The discrepancy in results between these two groups shows two very different markets behaving in opposite ways, even while both do so under the banner of photography. The hard fall in the average price for photos by capital-C contemporary artists does not mean those artists are not selling well in 2019. It may simply mean more of their high-value transactions have moved onto the private market in the past five years, which tracks with major galleries’ increasing interest in camerawork. It does mean, however, that those looking for a bargain in this area might do well to look to the auction market.

Meanwhile, the rise in value for artists closer to the Arbus-Penn axis may reflect the renewed level of trust among die-hard photography collectors and the major auction houses after the aforementioned post-2014 staff exodus.

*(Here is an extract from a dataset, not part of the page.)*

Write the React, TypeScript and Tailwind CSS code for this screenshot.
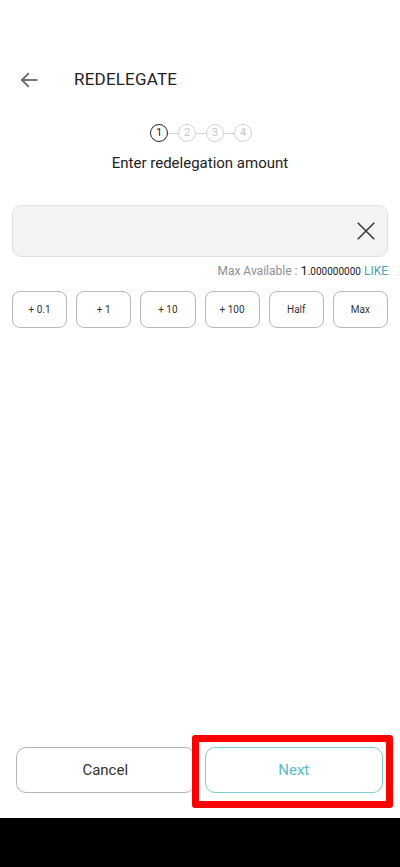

With it, higher quality lots may be mounting the block again, in venues where collectors who favor these artists are predisposed to buy.

In short, the photography market contains multitudes. Prices have never been friendlier overall to buyers at auction recently, and it’s a particularly opportune time to buy photos by contemporary stars under the hammer. That is not necessarily the case for purist-approved postwar photographers, whose auction results move independently of the Princes and Shermans of the world. The question for collectors is: Which side of the photo market are you on?

Methodology:

The data covers all works in the medium of photography offered in all sales around the world from January 1, 2014 through June 30, 2019. This methodology ensures that we captured traditionally higher-dollar and more recently made photographic works sold in, for example, major day and evening sales of contemporary art, not just the works sold in auctions narrowly defined as photography-only. All dollar values include buyers’ premiums and are adjusted for inflation unless otherwise noted.